[Instructions for the task] Look through the data below. Collect every line where the word "this" occurs.

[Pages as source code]
--- Begin ---
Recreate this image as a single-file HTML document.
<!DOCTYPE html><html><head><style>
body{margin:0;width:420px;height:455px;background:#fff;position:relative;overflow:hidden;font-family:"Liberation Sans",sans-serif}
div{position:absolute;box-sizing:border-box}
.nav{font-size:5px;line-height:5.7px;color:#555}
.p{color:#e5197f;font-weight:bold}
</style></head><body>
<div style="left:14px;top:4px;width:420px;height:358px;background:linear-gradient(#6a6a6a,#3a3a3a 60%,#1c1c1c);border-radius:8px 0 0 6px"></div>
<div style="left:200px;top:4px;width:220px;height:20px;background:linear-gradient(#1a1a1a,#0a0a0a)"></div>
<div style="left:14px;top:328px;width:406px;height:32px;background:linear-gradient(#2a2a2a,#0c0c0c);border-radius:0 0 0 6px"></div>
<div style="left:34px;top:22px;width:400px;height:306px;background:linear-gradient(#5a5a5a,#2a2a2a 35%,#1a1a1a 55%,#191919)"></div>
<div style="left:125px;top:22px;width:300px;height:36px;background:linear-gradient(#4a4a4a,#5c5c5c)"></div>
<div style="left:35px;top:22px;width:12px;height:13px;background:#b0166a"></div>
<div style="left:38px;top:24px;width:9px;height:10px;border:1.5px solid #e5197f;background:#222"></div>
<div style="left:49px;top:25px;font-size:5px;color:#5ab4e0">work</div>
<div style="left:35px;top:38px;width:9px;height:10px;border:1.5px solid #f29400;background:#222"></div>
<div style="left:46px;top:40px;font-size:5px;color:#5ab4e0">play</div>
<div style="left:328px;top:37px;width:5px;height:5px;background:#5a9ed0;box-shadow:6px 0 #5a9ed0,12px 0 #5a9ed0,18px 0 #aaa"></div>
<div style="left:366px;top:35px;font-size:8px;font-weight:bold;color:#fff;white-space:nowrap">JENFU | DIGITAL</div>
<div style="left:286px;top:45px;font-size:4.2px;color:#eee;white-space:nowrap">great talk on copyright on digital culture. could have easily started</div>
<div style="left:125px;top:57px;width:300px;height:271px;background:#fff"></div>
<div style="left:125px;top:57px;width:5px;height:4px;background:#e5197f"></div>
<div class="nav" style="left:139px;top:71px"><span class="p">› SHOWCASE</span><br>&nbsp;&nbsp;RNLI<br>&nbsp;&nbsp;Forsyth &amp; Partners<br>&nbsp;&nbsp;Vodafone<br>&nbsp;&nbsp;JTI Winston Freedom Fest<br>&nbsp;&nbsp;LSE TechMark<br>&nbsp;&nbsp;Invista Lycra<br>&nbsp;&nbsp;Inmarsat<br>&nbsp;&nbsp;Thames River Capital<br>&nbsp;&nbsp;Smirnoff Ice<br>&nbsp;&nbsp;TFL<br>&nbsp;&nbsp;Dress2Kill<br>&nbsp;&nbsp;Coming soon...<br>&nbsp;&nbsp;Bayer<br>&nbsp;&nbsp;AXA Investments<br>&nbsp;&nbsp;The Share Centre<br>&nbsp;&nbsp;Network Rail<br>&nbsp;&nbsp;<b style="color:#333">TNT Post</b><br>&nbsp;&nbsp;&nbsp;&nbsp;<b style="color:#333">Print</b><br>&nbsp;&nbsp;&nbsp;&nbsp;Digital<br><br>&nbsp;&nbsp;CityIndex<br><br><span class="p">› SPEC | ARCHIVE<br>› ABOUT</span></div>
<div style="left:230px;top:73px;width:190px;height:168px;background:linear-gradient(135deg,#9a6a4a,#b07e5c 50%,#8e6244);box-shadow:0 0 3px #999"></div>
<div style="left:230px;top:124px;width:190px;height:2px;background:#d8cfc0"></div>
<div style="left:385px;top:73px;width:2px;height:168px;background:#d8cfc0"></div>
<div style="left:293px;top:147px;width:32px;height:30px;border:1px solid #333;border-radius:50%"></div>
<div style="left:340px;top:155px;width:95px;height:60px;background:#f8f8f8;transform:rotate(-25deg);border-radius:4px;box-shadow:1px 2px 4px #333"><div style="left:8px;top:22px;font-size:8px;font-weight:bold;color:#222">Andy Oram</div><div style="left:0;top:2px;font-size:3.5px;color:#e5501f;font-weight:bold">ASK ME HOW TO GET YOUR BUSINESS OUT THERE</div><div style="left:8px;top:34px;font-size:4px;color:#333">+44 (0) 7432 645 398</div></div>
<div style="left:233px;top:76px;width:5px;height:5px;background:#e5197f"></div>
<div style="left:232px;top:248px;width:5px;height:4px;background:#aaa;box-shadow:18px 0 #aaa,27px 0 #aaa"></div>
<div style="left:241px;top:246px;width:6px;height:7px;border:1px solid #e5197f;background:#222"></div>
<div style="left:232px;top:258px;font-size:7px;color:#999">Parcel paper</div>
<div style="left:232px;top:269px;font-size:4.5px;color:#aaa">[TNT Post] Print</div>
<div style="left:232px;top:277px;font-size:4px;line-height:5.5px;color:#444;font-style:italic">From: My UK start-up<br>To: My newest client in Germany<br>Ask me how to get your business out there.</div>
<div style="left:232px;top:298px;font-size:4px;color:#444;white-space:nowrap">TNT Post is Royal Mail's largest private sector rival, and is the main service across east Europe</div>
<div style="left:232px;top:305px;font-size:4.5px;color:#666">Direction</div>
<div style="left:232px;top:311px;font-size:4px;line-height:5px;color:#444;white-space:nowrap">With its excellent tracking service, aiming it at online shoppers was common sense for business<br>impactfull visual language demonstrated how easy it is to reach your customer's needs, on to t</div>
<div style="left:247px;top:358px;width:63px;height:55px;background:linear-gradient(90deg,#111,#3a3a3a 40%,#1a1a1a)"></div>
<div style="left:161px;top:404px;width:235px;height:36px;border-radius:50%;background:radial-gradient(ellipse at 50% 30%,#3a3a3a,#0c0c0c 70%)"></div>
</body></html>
--- End ---
--- Begin ---
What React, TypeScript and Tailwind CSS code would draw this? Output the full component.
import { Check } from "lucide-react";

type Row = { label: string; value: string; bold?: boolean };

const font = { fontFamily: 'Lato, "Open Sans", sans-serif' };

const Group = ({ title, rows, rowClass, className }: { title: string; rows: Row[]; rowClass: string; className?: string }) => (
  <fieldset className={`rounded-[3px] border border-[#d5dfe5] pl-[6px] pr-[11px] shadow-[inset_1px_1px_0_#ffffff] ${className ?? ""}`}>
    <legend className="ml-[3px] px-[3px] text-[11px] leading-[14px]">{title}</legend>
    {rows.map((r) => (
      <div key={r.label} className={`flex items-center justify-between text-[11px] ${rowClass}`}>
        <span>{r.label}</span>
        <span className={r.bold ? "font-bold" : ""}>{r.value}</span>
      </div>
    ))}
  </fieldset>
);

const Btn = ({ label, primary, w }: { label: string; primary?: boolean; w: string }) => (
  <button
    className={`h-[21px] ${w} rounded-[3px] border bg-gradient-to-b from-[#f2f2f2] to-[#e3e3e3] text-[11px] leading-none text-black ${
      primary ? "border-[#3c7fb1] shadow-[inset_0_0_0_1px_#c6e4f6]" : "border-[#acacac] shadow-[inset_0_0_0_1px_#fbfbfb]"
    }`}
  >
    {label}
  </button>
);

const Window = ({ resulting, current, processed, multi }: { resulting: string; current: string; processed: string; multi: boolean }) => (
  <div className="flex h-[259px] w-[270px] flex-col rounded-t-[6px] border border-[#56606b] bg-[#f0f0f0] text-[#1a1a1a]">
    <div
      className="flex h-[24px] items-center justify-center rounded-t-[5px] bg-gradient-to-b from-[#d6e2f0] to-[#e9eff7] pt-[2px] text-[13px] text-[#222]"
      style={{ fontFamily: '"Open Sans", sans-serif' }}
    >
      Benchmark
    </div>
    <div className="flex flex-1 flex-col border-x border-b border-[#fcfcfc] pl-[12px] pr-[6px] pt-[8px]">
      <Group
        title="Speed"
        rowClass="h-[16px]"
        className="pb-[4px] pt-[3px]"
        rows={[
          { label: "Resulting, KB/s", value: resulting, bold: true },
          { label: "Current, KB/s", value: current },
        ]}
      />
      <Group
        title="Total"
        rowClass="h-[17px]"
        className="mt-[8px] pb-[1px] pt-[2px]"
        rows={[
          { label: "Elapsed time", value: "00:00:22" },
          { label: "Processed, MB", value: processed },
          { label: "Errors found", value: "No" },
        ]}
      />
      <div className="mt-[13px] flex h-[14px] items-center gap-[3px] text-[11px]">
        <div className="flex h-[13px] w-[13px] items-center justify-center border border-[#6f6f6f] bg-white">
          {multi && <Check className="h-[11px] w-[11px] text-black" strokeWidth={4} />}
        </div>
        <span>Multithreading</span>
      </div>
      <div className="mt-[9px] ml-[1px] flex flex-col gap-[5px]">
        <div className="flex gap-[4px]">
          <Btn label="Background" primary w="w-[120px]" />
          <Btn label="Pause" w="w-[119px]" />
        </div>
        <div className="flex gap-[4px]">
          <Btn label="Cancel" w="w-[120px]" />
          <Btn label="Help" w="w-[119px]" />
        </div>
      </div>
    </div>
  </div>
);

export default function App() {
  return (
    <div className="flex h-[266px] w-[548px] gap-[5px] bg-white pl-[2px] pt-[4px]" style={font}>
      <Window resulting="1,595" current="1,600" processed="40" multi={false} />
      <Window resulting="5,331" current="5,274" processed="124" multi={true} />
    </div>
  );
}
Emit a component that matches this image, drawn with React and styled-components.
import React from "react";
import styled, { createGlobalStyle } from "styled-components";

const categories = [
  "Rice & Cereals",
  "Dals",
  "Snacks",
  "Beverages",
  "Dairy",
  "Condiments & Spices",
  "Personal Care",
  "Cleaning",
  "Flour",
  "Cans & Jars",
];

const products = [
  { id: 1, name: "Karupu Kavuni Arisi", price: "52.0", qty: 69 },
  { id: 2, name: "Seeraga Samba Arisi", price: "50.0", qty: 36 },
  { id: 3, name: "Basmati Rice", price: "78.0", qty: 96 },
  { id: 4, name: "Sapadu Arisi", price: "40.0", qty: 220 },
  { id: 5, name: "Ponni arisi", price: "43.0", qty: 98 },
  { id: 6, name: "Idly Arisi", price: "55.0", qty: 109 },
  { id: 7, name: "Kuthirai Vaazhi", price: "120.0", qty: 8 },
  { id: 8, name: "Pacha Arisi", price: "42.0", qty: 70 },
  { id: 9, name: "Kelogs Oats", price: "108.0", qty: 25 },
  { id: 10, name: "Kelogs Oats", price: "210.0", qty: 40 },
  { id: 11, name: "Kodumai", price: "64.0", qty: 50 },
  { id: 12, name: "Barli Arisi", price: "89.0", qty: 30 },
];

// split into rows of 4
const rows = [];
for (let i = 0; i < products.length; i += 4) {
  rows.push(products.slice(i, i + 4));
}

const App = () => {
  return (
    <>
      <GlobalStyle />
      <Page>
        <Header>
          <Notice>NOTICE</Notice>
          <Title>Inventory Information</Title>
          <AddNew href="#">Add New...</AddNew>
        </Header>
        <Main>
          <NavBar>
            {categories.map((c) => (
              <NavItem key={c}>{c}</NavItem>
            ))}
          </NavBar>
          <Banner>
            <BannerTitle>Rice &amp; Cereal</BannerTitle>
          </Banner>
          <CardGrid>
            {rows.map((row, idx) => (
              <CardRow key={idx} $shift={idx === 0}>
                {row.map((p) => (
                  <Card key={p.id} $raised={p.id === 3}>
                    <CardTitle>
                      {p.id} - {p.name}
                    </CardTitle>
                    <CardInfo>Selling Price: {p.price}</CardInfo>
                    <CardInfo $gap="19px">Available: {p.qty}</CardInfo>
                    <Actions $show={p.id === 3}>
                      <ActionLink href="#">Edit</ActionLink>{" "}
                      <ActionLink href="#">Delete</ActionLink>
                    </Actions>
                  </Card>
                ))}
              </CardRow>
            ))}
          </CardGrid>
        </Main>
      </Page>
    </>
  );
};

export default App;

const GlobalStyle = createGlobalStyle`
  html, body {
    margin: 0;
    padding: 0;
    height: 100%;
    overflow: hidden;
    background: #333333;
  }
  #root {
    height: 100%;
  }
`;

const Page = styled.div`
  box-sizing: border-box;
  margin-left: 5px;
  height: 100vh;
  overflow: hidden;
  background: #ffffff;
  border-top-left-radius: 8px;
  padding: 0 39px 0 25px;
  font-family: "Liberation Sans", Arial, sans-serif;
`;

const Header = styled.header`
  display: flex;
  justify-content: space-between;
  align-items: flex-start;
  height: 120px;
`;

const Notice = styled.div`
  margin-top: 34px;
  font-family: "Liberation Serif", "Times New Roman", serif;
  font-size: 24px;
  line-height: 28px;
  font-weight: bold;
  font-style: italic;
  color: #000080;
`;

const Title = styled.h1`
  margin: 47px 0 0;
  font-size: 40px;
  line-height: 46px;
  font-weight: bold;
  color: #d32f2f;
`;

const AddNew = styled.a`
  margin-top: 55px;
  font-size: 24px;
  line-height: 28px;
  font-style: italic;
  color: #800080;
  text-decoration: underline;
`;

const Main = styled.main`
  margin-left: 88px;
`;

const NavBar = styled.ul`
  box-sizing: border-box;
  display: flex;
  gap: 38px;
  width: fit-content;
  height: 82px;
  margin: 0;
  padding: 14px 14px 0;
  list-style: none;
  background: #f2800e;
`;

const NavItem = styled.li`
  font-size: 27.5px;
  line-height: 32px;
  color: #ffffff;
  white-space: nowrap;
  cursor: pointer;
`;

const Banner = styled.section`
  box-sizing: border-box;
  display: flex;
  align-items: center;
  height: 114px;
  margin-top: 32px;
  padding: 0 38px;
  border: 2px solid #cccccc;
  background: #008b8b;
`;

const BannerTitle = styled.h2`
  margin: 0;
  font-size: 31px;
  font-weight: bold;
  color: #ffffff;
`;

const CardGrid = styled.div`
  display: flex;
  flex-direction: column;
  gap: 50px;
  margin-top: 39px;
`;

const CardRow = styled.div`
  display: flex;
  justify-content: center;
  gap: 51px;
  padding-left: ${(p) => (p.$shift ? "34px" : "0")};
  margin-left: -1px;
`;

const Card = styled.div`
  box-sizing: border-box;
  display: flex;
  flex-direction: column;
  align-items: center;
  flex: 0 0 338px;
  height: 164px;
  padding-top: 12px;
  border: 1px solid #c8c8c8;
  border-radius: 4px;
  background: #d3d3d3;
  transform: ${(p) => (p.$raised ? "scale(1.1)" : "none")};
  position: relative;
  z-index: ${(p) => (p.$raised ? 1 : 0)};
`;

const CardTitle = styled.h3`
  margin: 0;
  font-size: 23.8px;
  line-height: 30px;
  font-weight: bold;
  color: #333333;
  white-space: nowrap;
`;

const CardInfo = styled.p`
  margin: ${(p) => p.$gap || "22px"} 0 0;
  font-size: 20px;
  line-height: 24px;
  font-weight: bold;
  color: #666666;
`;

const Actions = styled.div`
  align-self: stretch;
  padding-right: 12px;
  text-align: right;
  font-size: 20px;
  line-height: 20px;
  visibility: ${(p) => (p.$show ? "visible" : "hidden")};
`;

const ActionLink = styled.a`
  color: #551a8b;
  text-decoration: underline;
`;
--- End ---
[Result]
Recreate this image as a single-file HTML document.
What React, TypeScript and Tailwind CSS code would draw this? Output the full component.
Emit a component that matches this image, drawn with React and styled-components.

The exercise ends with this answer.